Holland is starting to "get" it, in more ways than one. This is a powerful article about our cultural ancestors plight and the upcoming clash of civilizations.

http://www.timesonline.co.uk/article...8514_1,00.html

Quote:
Putting the fear of God into Holland
By Brian Moynahan
The Dutch have rejected liberalism in response to Islamic immigration. Some say they are now too hardline. So what can the rest of Europe learn from their crisis?
Not long ago, Holland prided itself as being the most tolerant and welcoming country in Europe for immigrants and asylum seekers. It had the credentials to prove it. So many have settled there, ethnic "minorities" are often in a majority. In the great Dutch cities of Amsterdam, Rotterdam and the Hague, the newcomers already outnumber the native Dutch among under-20-year-olds. They will soon be an absolute majority.

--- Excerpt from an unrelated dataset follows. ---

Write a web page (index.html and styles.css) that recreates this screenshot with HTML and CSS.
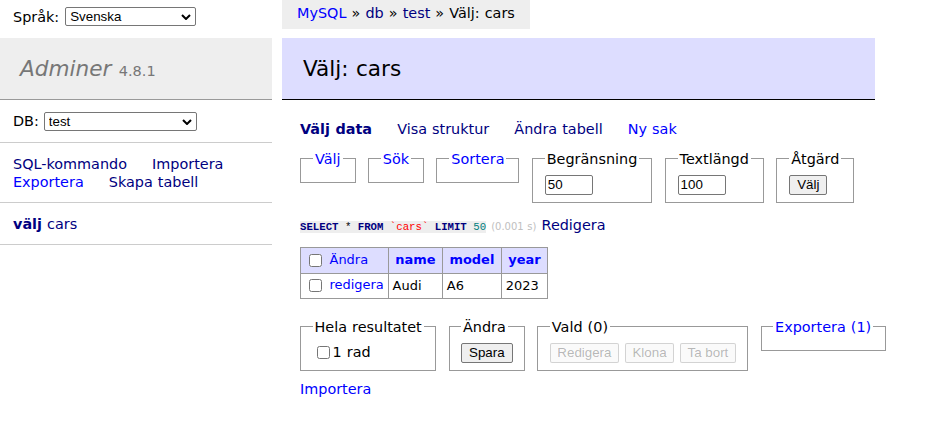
FILE: index.html
```html
<!DOCTYPE html>
<html lang="sv">
<head>
<meta charset="utf-8">
<title>Välj: cars - Adminer</title>
<link rel="stylesheet" href="styles.css">
</head>
<body>
<div class="page">
  <aside class="sidebar">
    <form class="lang">
      <span>Språk:</span>
      <span class="sel lang-select">
        <select><option>Svenska</option></select>
        <svg class="chev" width="10" height="6" viewBox="0 0 10 6"><path d="M1 1 L5 5 L9 1" fill="none" stroke="#000" stroke-width="2"/></svg>
      </span>
    </form>
    <div class="menu">
      <h1><a class="h1link" href="#">Adminer</a> <span class="version">4.8.1</span></h1>
      <form class="dbs">
        <span>DB:</span>
        <span class="sel db-select">
          <select><option>test</option></select>
          <svg class="chev" width="10" height="6" viewBox="0 0 10 6"><path d="M1 1 L5 5 L9 1" fill="none" stroke="#000" stroke-width="2"/></svg>
        </span>
      </form>
      <p class="menu-links"><a class="v" href="#">SQL-kommando</a> <a class="v" href="#">Importera</a> <a href="#">Exportera</a> <a class="v" href="#">Skapa tabell</a></p>
      <ul class="tables">
        <li><a class="v active" href="#">välj</a> <a class="v" href="#">cars</a></li>
      </ul>
    </div>
  </aside>

  <main class="main">
    <div class="crumb-row"><div class="breadcrumb"><a href="#">MySQL</a> » <a class="v" href="#">db</a> » <a class="v" href="#">test</a> » Välj: cars</div></div>
    <h2>Välj: cars</h2>
    <div class="content">
      <p class="tabs"><a class="v active" href="#">Välj data</a> <a class="v" href="#">Visa struktur</a> <a class="v" href="#">Ändra tabell</a> <a href="#">Ny sak</a></p>

      <form class="filters">
        <fieldset><legend><a href="#">Välj</a></legend></fieldset>
        <fieldset><legend><a href="#">Sök</a></legend></fieldset>
        <fieldset><legend><a href="#">Sortera</a></legend></fieldset>
        <fieldset><legend>Begränsning</legend><div><input class="size" type="text" value="50"></div></fieldset>
        <fieldset><legend>Textlängd</legend><div><input class="size" type="text" value="100"></div></fieldset>
        <fieldset><legend>Åtgärd</legend><div><button class="btn" type="button">Välj</button></div></fieldset>
      </form>

      <p class="query"><code class="sql"><b>SELECT</b> * <b>FROM</b> <span class="bac">`cars`</span> <b>LIMIT</b> <span class="num">50</span></code> <span class="time">(0.001 s)</span> <a class="v" href="#">Redigera</a></p>

      <table class="data">
        <thead>
          <tr><td><input type="checkbox"> <a href="#">Ändra</a></td><th><a href="#">name</a></th><th><a href="#">model</a></th><th><a href="#">year</a></th></tr>
        </thead>
        <tbody>
          <tr><td><input type="checkbox"> <a href="#">redigera</a></td><td>Audi</td><td>A6</td><td>2023</td></tr>
        </tbody>
      </table>

      <div class="footer">
        <fieldset><legend>Hela resultatet</legend><label><input type="checkbox">1 rad</label></fieldset>
        <fieldset><legend>Ändra</legend><div><button class="btn" type="button">Spara</button></div></fieldset>
        <fieldset><legend>Vald (0)</legend><div class="btns"><button class="btn small" type="button" disabled>Redigera</button><button class="btn small" type="button" disabled>Klona</button><button class="btn small" type="button" disabled>Ta bort</button></div></fieldset>
        <fieldset><legend><a href="#">Exportera</a> <a href="#">(1)</a></legend></fieldset>
      </div>
      <div class="import"><a href="#">Importera</a></div>
    </div>
  </main>
</div>
</body>
</html>
```

FILE: styles.css
```css
body {
  margin: 0;
  font: 14.4px/1.25 "DejaVu Sans", Verdana, sans-serif;
  word-spacing: 0.5px;
  color: #000;
  background: #fff;
}
a { color: blue; text-decoration: none; }
a.v { color: navy; }
.active { font-weight: bold; }

.page {
  display: grid;
  grid-template-columns: 282px 1fr;
  align-items: start;
}

/* sidebar */
.sidebar { width: 272px; }
.lang {
  display: flex;
  align-items: center;
  gap: 6px;
  height: 33px;
  padding: 0 13px;
  margin: 0 0 5px;
}
.sel { position: relative; display: inline-block; }
.sel select {
  -webkit-appearance: none;
  appearance: none;
  display: block;
  height: 19px;
  margin: 0;
  padding: 0 0 0 4px;
  font: 13.33px "Liberation Sans", Arial, sans-serif;
  word-spacing: normal;
  color: #000;
  background: #fff;
  border: 1px solid #767676;
  border-radius: 2px;
}
.sel .chev {
  position: absolute;
  right: 5px;
  top: 7px;
  pointer-events: none;
}
.lang-select select { width: 131px; }
.db-select select { width: 153px; }

h1 {
  margin: 0;
  padding: 17px 20px;
  font-size: 21.6px;
  line-height: 27px;
  font-weight: normal;
  color: #777;
  background: #eee;
  border-bottom: 1px solid #999;
}
.h1link { color: #777; font-style: italic; }
.version { font-size: 14.5px; line-height: 1; color: #777; }

.dbs {
  display: flex;
  align-items: center;
  gap: 5px;
  height: 42px;
  margin: 0;
  padding: 0 13px;
  border-bottom: 1px solid #ccc;
}
.menu-links {
  margin: 0;
  padding: 11.5px 13px;
  border-bottom: 1px solid #ccc;
}
.menu-links a { margin-right: 20px; white-space: nowrap; }
.tables {
  margin: 0;
  padding: 11.5px 13px;
  list-style: none;
  border-bottom: 1px solid #ccc;
  white-space: nowrap;
}

/* main */
.crumb-row { height: 29px; }
.breadcrumb {
  display: inline-block;
  height: 29px;
  line-height: 26px;
  padding: 0 15px;
  background: #eee;
  white-space: nowrap;
}
h2 {
  width: 593px;
  box-sizing: border-box;
  margin: 9px 0 20px;
  padding: 17px 21px;
  font-size: 21.6px;
  line-height: 27px;
  font-weight: normal;
  color: #000;
  background: #ddf;
  border-bottom: 1px solid #000;
}
.content { padding-left: 18px; }
.tabs { margin: 0; }
.tabs a { margin-right: 20px; white-space: nowrap; }

.filters, .footer { margin: 0; }
fieldset {
  display: inline-block;
  vertical-align: top;
  min-width: 0;
  margin: 11.5px 7.2px 0 0;
  padding: 7.2px 12px;
  border: 1px solid #999;
}
legend { padding: 0 2px; }
.size {
  box-sizing: border-box;
  width: 48px;
  height: 20px;
  margin: 0;
  padding: 1px 2px;
  vertical-align: middle;
  font: 13.33px "Liberation Sans", Arial, sans-serif;
  color: #000;
  border: 1px solid #767676;
  border-radius: 2px;
  background: #fff;
}
.btn {
  box-sizing: border-box;
  height: 20px;
  margin: 0;
  padding: 1px 7px;
  vertical-align: middle;
  font: 13.33px "Liberation Sans", Arial, sans-serif;
  word-spacing: normal;
  color: #000;
  background: #efefef;
  border: 1px solid #767676;
  border-radius: 2px;
}
.btn.small { padding: 1px 6.5px; }
.btns { display: flex; gap: 6px; }
.btn:disabled {
  color: rgba(16, 16, 16, 0.3);
  background: rgba(239, 239, 239, 0.3);
  border-color: rgba(118, 118, 118, 0.3);
}
input[type="checkbox"] { vertical-align: middle; margin: 3px 3px 3px 4px; }

.query { margin: 13px 0 0; }
.sql {
  font: 10.7px "Liberation Mono", "Courier New", monospace;
  word-spacing: normal;
  background: #eee;
}
.sql b { color: navy; }
.sql .bac { color: red; }
.sql .num { color: #007f7f; }
.time { color: silver; font-size: 10px; }

.data {
  margin: 13.5px 0 0;
  border-collapse: collapse;
  font-size: 12.96px;
}
.data td, .data th {
  border: 1px solid #999;
  padding: 2.6px 3.9px;
  text-align: left;
  white-space: pre;
}
.data thead th { text-align: center; padding: 2.6px 6.5px; }
.data thead td, .data thead th { background: #ddf; }

.footer {
  padding: 19px 0 9px;
  white-space: nowrap;
}
.footer fieldset { margin-top: 0; padding-left: 11.5px; padding-right: 11.5px; }
.footer label { white-space: nowrap; }
```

Although the slump that followed the 1973 oil shock removed the urgent need to recruit labour, the Dutch accepted that the "guest workers" in the country could remain. The policy was to create a multicultural society in which cultural and ethnic differences were accepted and appreciated.

Some immigrants came from former Dutch colonies. The two largest groups, however, Turkish and Moroccan, had no historic links with the Netherlands. The Dutch nonetheless accepted the reunification of families, and the practice of marrying partners from the country of origin, even though these can have an eight- or tenfold multiplier effect on overall numbers. Asylum seekers then arrived, in numbers that escalated from 3,500 in 1985 to over 43,000 in 2000.

The figures were pro rata among the highest in the EU. Illegals came, too, mainly after 1990, with estimates running from 100,000 to 200,000. The Dutch supplied funding for mosques, religious schools, language courses and housing. They passed special legislation so Moroccans could have dual nationality, as Moroccan nationality is inalienable under Moroccan law. Political correctness, of the sort that produced Harry Enfield's famously relaxed Amsterdam policemen, reigned. Issues felt at street level — immigration, crime, culture, national identity — were seldom discussed by the political elite.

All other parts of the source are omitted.